Struggles and alternatives
The Bandung conference and the decades since are solid foundations for our struggles today. The conference stood for Southern solidarity against colonialism, domination and exploitation, as well in spirit against neocolonialism. It rallied countries to fight for national independence, to defend world peace, and to enhance friendly relations between the people of the South.
The last decades however have also affirmed the role of the State and underscored the importance of mass movements. Today we are striving for common ground versus imperialism and foreign monopoly capital, while resolving our differences considering our common enemy. We are building the strength of the people so that society upholds the people's interest most of all.
In this context the most urgent task at the international level is to oppose and dismantle the system that foreign monopoly capital imposes on the people. If we are speaking of the neoliberal trade and investment regime, the system we replace this with does not have to be as equally hegemonic but it must at least respect the diversity of our alternatives. This is not yet a singular specific economic and political system but rather a democratic one which lets countries and people choose.
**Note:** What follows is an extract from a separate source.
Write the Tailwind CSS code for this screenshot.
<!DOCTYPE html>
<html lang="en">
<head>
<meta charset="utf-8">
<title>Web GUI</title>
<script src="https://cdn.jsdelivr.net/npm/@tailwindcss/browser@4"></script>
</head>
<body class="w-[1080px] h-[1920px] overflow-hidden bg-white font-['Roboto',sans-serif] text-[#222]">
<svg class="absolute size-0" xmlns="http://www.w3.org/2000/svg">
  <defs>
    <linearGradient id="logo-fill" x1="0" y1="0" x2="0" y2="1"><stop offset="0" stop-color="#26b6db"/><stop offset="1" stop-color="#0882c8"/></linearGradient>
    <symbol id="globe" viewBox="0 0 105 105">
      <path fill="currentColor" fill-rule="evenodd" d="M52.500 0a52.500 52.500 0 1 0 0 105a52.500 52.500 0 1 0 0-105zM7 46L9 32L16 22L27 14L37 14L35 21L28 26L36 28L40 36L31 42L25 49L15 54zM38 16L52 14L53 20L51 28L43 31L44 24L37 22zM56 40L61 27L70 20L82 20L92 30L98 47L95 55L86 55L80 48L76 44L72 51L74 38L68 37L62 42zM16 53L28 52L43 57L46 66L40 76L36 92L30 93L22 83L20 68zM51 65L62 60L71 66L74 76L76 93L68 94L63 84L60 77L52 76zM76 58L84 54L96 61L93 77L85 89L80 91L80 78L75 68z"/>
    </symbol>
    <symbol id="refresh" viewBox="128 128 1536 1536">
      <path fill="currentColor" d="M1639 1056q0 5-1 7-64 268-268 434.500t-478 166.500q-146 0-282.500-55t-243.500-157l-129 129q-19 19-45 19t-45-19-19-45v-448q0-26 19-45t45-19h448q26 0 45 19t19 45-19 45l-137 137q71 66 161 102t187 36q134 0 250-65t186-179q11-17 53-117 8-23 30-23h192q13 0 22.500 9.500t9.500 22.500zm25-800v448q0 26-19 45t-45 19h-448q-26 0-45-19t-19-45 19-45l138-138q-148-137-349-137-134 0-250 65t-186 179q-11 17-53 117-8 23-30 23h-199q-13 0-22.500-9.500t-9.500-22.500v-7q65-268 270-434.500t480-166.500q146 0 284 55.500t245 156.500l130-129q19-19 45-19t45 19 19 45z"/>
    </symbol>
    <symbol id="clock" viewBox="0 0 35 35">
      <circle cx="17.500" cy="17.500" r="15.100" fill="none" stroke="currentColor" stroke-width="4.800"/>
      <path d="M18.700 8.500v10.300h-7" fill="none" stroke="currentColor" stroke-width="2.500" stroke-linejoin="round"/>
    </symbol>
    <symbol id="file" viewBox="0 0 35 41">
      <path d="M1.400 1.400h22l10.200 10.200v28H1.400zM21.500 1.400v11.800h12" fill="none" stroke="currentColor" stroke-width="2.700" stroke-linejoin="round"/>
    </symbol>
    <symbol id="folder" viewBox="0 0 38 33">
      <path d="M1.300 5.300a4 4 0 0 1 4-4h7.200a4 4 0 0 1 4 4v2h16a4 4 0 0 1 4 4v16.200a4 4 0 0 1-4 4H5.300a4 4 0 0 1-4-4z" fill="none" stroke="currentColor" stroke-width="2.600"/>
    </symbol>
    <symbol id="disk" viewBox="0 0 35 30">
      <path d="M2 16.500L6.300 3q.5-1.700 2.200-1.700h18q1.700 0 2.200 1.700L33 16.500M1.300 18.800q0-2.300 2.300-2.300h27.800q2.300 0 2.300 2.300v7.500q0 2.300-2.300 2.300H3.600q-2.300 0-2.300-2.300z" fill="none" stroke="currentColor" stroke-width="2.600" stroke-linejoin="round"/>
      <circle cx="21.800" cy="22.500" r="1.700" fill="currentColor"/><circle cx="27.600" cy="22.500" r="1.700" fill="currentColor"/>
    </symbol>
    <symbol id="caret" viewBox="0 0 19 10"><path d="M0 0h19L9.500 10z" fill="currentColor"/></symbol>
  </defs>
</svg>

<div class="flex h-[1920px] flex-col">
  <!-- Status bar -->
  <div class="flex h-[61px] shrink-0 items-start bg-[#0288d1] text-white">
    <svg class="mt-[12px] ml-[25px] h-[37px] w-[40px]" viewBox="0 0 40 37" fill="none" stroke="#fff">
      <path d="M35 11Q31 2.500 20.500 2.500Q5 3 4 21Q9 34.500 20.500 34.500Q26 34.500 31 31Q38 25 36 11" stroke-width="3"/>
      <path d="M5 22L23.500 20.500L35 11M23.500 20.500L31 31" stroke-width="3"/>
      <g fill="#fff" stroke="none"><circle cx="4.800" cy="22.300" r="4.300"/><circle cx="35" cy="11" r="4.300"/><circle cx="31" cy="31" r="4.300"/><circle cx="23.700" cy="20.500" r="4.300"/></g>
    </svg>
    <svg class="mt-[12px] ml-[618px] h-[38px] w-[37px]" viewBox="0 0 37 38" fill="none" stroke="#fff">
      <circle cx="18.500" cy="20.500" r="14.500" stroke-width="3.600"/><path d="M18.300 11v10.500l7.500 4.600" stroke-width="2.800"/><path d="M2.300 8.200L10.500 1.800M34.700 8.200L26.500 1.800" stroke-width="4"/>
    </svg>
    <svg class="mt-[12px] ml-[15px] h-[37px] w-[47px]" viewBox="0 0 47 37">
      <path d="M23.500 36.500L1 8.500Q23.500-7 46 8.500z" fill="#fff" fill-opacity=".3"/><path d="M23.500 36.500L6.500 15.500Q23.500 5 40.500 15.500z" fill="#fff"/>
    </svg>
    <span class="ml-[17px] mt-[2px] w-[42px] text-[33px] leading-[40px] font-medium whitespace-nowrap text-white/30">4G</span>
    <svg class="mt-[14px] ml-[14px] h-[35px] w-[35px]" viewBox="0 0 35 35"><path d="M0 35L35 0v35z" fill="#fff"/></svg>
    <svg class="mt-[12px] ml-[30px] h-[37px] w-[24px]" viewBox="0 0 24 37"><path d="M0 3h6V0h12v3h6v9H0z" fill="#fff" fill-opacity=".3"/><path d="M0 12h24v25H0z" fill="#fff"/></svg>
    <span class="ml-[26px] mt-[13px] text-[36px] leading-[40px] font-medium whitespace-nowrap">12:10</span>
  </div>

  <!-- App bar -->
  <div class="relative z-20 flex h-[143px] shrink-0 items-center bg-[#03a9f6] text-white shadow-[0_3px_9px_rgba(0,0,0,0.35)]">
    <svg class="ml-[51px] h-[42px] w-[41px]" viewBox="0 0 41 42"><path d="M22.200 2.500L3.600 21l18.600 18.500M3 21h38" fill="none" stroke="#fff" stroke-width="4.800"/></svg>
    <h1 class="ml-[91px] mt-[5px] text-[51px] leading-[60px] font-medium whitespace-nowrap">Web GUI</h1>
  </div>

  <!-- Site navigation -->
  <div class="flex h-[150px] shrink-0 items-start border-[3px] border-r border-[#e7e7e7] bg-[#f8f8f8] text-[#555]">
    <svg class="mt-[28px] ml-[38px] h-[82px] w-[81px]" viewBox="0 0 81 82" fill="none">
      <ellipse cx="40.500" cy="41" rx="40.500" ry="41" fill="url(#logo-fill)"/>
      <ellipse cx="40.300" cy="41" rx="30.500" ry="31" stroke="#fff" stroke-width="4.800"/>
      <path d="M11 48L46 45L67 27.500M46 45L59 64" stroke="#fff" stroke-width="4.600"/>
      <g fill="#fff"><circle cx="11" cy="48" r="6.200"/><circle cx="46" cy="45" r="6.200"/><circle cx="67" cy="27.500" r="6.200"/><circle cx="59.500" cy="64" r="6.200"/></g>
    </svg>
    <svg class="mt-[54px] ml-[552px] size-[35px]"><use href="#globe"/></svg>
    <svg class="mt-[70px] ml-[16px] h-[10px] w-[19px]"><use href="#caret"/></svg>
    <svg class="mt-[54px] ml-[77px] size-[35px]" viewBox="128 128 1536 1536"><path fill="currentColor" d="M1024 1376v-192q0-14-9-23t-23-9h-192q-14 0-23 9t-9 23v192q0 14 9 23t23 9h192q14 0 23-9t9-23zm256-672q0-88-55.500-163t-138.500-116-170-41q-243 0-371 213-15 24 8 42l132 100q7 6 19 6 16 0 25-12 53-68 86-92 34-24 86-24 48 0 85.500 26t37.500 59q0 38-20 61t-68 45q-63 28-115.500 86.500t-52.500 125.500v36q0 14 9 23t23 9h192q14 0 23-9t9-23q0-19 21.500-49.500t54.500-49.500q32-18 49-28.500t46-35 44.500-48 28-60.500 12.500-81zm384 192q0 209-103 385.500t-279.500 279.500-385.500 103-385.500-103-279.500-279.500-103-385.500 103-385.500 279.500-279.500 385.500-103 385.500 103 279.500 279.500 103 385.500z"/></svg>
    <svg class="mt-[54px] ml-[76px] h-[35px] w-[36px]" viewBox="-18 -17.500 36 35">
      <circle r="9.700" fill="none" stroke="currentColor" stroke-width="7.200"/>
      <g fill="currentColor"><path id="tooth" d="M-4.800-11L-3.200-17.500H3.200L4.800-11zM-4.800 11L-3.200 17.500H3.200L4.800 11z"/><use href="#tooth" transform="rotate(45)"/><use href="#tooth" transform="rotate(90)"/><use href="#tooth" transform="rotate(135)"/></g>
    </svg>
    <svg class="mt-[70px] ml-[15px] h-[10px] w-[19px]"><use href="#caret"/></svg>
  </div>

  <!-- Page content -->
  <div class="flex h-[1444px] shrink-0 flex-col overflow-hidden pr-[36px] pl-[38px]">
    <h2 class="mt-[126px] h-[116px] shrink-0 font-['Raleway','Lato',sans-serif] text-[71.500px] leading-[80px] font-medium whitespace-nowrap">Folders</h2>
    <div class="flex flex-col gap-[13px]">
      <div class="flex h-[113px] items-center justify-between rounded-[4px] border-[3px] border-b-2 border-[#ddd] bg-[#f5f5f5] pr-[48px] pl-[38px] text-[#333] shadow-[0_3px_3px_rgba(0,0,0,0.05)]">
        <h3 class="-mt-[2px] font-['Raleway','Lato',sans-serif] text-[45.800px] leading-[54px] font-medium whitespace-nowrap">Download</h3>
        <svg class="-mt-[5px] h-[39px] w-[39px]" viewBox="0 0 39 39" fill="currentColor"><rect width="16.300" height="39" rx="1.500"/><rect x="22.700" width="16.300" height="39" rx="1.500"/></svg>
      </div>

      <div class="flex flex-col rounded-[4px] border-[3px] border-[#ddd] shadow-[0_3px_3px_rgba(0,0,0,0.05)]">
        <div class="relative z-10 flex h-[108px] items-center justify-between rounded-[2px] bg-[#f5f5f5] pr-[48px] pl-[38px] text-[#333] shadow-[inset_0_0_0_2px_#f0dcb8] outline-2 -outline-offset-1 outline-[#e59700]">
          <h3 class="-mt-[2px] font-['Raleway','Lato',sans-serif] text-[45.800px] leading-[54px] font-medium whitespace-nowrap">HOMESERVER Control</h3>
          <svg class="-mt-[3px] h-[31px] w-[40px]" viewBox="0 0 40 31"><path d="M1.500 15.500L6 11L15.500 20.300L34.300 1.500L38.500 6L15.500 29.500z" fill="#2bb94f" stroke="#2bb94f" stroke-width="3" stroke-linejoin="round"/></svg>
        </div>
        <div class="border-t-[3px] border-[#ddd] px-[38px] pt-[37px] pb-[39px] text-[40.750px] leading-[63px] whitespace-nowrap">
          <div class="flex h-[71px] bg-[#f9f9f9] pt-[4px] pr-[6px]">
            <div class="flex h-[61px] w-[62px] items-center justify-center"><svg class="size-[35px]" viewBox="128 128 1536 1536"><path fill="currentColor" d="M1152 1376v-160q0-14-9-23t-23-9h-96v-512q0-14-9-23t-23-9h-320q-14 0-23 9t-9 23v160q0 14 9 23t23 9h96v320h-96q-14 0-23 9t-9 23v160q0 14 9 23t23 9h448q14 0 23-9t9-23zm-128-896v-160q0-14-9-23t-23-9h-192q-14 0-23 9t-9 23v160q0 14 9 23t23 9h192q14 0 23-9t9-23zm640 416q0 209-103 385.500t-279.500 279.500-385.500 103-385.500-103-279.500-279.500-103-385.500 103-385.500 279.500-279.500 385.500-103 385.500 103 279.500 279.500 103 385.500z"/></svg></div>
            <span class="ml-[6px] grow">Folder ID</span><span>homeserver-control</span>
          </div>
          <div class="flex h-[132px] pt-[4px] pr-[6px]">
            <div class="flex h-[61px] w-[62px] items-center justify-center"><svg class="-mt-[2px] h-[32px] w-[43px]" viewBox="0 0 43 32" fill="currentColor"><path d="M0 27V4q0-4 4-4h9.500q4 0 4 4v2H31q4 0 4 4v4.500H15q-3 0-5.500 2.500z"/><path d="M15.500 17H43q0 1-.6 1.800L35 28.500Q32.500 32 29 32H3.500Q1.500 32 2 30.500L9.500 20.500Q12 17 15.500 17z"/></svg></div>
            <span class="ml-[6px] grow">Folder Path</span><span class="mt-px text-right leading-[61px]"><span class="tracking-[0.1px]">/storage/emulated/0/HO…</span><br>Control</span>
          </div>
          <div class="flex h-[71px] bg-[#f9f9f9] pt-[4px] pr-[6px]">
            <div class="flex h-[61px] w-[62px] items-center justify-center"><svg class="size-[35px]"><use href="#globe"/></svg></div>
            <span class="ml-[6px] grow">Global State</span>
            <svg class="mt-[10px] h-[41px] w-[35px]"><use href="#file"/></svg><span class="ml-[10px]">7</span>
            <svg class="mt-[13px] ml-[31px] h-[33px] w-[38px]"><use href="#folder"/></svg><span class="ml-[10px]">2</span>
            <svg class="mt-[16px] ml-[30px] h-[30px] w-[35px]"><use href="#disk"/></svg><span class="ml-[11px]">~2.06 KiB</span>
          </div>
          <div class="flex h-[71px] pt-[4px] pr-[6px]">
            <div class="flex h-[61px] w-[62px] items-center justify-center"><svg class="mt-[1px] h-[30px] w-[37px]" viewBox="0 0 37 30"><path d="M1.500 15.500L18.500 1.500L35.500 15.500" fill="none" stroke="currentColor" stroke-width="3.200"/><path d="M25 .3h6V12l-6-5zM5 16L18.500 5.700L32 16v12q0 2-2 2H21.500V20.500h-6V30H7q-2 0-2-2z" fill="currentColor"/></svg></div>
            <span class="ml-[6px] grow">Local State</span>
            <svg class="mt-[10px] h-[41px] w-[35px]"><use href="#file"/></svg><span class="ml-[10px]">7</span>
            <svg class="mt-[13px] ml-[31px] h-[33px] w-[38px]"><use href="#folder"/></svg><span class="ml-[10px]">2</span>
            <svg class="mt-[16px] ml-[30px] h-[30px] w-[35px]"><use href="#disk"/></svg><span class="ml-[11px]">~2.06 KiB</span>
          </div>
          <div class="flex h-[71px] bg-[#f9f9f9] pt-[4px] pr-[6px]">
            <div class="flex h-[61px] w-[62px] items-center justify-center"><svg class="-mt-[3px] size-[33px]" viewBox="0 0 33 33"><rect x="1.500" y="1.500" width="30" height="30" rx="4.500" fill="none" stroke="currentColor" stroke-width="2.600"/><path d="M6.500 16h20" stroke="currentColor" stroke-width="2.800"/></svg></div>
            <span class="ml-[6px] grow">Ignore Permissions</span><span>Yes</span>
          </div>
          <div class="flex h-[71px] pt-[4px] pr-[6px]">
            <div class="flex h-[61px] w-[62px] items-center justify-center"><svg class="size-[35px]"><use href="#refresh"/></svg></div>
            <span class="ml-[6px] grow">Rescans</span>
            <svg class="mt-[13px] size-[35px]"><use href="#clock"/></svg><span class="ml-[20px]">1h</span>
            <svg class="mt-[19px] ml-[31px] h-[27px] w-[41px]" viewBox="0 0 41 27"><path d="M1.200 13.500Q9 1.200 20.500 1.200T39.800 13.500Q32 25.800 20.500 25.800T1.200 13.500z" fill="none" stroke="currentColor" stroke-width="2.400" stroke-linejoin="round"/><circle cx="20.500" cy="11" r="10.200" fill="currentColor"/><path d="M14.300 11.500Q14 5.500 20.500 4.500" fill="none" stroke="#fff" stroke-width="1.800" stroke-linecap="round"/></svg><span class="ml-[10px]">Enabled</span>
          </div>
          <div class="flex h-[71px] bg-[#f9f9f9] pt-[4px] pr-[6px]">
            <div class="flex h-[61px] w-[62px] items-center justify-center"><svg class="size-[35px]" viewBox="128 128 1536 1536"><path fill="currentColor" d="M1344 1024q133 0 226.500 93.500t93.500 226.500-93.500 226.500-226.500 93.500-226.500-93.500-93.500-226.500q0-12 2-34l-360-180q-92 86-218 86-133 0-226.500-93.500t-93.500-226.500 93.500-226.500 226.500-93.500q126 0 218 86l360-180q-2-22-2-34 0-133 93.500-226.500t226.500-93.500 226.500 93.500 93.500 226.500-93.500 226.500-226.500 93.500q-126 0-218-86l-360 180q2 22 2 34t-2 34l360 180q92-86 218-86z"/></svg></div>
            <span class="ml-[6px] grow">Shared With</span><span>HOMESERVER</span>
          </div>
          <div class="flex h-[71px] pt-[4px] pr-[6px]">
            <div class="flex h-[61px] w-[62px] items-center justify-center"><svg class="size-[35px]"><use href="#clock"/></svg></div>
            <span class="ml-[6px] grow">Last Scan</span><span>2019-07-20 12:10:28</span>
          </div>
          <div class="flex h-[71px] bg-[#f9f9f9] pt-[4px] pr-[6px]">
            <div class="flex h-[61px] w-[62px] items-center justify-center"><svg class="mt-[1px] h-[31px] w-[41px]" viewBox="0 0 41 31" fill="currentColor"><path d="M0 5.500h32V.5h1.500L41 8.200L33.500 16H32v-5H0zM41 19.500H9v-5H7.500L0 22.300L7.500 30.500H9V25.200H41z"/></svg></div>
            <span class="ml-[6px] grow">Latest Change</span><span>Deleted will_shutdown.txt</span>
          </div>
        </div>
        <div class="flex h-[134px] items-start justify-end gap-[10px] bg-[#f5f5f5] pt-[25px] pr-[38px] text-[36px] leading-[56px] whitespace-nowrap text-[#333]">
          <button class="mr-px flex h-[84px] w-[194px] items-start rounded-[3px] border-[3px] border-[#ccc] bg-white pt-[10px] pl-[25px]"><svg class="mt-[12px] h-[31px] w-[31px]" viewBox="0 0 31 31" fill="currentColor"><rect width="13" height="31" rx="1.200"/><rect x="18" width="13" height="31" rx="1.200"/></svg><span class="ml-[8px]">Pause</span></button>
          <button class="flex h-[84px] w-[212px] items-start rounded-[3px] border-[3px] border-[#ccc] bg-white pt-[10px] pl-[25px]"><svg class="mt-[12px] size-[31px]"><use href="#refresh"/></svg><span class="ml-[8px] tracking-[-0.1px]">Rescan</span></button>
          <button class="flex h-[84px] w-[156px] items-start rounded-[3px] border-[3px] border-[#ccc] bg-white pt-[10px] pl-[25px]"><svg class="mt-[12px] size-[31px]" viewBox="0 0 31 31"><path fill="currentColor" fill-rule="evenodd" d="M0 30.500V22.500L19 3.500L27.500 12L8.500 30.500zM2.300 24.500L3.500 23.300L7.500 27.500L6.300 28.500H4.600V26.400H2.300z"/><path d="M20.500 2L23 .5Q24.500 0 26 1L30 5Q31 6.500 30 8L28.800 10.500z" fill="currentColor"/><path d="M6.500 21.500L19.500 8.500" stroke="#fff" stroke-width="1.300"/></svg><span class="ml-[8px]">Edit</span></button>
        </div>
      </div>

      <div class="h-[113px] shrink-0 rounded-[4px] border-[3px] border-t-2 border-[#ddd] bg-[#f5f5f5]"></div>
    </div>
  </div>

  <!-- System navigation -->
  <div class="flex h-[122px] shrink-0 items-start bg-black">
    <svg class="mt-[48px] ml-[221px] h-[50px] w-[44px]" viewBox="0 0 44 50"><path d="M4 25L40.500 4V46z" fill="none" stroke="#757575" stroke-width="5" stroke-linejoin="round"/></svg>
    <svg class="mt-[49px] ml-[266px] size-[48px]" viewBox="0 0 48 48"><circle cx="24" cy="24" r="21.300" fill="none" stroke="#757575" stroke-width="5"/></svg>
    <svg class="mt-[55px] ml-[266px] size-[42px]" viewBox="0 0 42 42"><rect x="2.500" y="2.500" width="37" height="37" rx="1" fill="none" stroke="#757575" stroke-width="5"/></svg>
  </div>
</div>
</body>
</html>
The Bandung Conference of 1955 is by no means a ‘model’ but it is a most productive starting point. Stating the obvious, Bandung was a concrete event that we can build on. The fact that it occurred, articulated and stood for valuable ideals, and subsequently put these into practice means a great deal. The six decades since then is a rich stock of practice in struggles and alternatives that we can use to enrich what Bandung meant and will allow us to go beyond it. Today's liberalizing international economic agreements and most regional integration arrangements do not serve the interests of the poorest nor of real national development.